___ DATA RECORDS ___
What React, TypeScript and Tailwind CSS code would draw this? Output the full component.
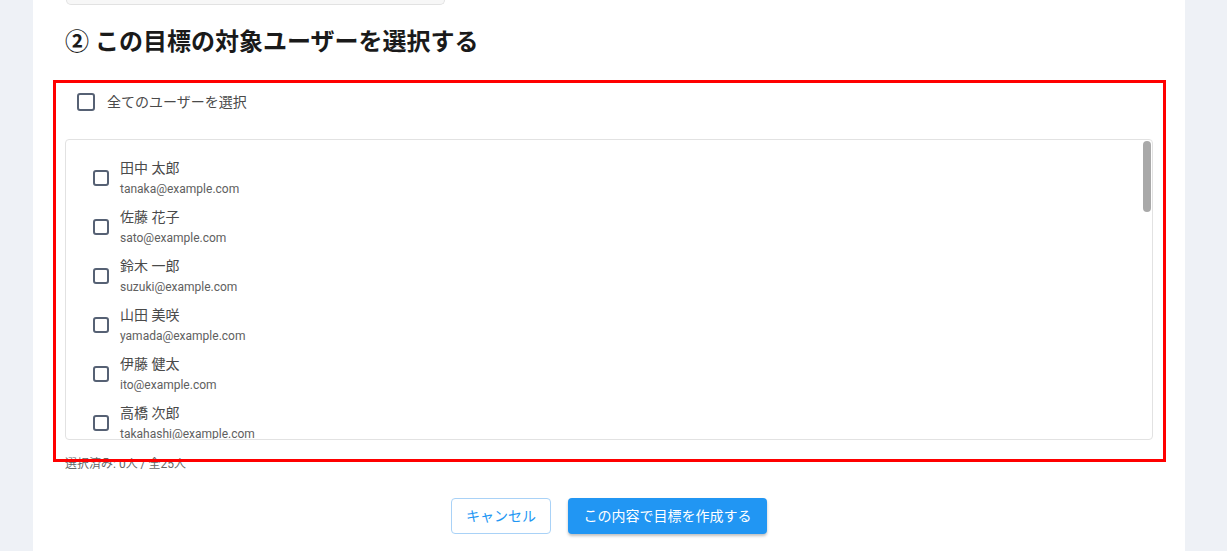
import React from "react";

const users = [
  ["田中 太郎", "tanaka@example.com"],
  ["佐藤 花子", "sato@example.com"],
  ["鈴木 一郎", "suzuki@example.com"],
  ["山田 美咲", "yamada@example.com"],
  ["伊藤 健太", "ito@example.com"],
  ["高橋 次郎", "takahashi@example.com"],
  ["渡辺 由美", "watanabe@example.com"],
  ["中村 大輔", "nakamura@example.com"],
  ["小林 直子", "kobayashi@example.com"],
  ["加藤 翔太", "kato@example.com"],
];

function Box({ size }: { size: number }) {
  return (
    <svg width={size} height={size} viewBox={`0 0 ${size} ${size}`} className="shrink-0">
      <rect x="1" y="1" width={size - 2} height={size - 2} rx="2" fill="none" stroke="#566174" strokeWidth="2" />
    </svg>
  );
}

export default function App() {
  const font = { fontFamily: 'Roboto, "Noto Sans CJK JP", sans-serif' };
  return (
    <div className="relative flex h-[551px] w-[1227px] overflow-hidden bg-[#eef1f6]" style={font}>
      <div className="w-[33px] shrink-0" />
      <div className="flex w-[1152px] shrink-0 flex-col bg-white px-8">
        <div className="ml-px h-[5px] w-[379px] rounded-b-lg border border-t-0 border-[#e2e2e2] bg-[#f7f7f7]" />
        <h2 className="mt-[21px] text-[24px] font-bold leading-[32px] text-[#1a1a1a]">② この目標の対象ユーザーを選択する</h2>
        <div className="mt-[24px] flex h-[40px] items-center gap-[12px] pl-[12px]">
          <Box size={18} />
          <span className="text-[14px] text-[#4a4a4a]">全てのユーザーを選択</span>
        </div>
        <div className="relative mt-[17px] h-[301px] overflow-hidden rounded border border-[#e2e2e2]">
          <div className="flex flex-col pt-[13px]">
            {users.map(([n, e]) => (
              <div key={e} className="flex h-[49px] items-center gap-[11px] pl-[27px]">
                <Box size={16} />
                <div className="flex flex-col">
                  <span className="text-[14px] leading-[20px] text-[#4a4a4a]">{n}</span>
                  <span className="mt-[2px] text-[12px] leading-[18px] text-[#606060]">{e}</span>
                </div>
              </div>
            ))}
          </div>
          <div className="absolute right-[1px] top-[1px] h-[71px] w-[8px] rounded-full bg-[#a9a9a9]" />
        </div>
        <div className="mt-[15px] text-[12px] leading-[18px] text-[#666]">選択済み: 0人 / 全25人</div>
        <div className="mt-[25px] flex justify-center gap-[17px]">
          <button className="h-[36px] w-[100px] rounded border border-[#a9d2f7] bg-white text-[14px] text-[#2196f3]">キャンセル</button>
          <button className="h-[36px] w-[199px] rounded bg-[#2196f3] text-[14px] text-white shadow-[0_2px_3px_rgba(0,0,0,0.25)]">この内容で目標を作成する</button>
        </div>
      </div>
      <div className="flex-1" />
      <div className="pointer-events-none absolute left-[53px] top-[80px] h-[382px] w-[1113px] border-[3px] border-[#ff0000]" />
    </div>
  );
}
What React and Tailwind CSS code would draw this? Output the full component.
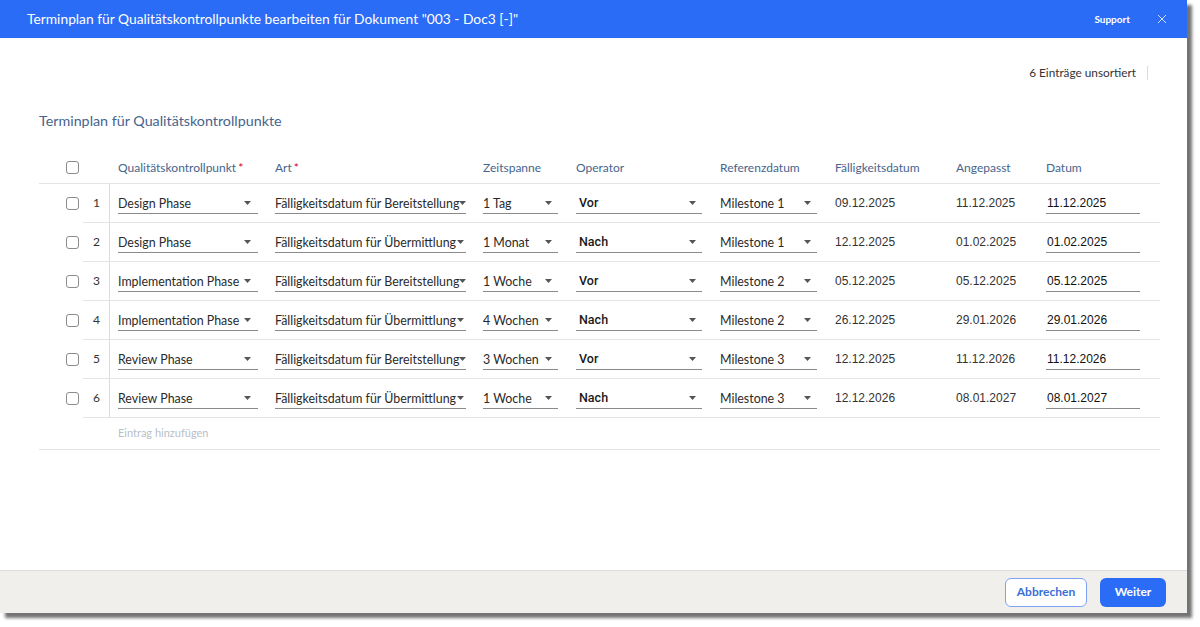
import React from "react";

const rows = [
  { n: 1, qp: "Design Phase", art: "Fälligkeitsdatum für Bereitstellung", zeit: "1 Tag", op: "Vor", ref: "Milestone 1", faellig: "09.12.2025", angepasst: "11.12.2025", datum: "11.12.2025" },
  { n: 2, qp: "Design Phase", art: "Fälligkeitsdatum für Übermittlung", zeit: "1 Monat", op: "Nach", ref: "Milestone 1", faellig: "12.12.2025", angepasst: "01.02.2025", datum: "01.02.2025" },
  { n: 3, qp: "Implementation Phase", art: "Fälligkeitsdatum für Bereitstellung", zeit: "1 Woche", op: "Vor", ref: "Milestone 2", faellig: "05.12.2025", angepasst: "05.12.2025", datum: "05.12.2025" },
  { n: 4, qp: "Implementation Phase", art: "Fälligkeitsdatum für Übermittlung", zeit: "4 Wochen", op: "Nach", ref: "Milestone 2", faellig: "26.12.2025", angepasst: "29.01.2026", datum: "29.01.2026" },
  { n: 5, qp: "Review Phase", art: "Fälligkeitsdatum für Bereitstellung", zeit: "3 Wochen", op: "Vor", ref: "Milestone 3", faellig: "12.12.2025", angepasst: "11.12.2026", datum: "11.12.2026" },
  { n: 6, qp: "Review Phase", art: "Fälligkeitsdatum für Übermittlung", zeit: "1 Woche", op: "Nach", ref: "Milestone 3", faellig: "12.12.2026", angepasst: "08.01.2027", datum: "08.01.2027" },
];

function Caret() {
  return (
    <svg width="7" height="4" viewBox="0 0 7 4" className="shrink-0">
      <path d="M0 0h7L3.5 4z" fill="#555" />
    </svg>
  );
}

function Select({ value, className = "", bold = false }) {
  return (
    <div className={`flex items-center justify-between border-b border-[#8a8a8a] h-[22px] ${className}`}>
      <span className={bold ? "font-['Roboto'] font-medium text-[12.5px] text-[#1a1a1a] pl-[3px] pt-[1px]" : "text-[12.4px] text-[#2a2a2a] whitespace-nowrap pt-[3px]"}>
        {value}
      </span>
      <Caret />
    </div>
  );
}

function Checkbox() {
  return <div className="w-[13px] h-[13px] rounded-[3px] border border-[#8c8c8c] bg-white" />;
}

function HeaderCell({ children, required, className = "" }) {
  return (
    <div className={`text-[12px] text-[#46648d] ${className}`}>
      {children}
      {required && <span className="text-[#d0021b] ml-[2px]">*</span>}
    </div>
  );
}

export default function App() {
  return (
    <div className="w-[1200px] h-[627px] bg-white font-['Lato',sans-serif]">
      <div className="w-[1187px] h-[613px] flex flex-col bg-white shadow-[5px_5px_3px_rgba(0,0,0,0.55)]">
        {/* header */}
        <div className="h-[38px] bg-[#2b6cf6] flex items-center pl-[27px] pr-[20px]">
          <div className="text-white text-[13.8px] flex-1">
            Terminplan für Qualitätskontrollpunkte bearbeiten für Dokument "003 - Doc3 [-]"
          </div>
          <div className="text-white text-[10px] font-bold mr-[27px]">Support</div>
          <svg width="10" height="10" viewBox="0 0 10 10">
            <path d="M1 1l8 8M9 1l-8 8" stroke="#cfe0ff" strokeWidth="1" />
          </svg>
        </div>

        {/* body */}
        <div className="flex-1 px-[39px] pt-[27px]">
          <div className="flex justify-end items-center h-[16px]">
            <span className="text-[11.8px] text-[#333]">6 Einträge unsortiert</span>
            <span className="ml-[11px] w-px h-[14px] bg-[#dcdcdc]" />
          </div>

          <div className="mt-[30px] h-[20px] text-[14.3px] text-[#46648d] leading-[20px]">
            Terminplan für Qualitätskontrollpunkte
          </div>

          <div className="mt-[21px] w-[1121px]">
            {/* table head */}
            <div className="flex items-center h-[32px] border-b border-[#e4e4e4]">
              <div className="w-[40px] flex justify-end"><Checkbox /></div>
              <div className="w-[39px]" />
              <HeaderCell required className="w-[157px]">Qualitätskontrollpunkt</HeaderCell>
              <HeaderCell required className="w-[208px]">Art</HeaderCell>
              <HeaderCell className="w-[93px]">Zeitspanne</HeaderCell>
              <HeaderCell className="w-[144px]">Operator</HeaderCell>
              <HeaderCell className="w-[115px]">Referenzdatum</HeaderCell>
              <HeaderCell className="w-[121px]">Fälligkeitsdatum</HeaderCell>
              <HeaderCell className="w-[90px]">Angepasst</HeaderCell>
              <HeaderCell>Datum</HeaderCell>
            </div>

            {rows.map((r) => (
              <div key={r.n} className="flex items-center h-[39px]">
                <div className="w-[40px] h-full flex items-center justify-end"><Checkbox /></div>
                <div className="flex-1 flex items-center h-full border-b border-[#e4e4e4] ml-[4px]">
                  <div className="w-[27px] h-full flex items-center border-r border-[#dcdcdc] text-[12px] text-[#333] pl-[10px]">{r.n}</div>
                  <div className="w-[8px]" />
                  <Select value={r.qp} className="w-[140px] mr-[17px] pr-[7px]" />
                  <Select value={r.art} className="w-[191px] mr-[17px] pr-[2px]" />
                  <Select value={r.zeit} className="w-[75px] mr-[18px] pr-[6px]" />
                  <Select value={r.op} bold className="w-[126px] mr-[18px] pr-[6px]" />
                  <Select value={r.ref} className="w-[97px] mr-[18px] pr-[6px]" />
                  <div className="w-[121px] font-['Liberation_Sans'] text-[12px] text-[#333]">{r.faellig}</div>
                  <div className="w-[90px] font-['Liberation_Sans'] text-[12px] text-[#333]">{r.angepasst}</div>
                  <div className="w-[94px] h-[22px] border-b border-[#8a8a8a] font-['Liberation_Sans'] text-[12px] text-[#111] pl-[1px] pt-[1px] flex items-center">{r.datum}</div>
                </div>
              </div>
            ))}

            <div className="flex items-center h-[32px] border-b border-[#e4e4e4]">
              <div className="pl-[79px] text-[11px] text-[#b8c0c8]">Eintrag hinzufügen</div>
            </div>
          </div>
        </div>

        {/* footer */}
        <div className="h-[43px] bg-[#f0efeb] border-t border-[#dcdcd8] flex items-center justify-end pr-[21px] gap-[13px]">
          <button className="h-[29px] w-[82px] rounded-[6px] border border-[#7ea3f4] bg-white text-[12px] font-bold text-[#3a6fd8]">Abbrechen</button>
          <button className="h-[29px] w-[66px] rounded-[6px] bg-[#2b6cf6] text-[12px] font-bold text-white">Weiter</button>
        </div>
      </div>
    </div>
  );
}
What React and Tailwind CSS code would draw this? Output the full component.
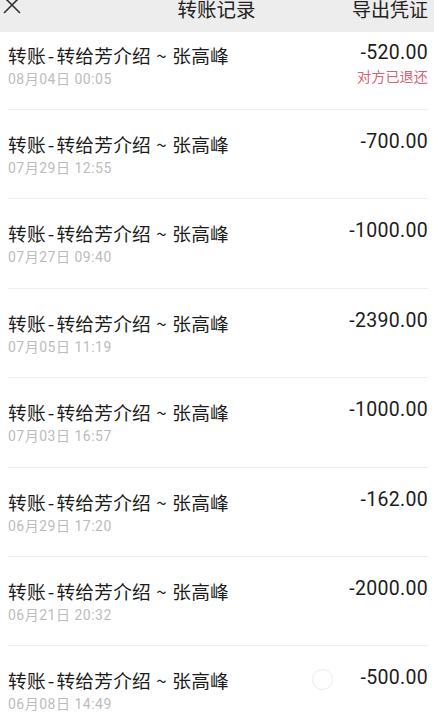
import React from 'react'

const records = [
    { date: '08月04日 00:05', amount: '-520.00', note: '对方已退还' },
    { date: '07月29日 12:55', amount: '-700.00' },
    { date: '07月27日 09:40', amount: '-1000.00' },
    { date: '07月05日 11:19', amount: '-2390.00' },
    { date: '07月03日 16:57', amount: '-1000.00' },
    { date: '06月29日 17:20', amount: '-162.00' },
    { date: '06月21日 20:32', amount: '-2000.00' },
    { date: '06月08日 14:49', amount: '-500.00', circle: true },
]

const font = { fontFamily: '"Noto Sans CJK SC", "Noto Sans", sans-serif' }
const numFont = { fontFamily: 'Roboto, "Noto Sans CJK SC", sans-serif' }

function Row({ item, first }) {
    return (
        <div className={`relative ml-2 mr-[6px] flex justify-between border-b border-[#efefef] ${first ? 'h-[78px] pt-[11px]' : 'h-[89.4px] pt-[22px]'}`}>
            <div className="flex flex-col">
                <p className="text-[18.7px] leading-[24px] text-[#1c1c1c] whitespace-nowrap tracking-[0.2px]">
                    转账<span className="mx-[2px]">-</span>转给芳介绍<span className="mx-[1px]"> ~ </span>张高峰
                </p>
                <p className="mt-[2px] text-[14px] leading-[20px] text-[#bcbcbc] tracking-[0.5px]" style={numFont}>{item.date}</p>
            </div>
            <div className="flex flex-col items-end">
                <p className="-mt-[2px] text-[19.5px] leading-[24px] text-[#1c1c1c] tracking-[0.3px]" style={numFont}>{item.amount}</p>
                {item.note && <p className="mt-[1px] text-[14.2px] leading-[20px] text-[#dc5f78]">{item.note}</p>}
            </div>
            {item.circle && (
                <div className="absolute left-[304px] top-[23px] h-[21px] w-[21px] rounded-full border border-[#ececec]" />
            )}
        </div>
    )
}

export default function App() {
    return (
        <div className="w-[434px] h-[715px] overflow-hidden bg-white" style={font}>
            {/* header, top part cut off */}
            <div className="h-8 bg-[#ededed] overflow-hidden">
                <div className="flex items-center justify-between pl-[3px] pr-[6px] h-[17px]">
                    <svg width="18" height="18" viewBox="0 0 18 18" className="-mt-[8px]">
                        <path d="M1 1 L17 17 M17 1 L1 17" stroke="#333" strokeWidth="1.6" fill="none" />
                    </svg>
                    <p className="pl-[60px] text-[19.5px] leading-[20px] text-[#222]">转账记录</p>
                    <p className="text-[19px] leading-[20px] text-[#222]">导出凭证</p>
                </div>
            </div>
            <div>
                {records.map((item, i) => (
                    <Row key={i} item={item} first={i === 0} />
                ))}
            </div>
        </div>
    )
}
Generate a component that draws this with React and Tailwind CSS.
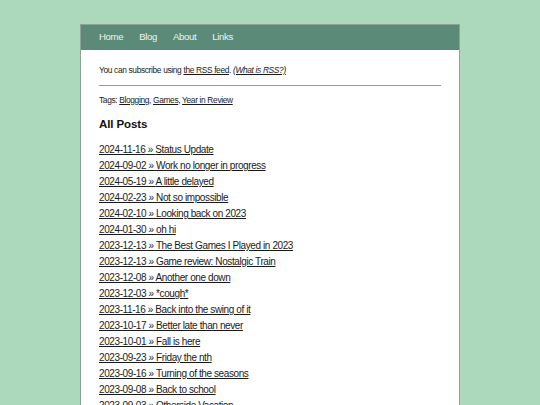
___
#### PROBLEM:
Go through the preceding material and copy each line that has the word "component".

#### SOLUTION TO THE EXERCISE:
What React, TypeScript and Tailwind CSS code would draw this? Output the full component.
What React and Tailwind CSS code would draw this? Output the full component.
What React and Tailwind CSS code would draw this? Output the full component.
Generate a component that draws this with React and Tailwind CSS.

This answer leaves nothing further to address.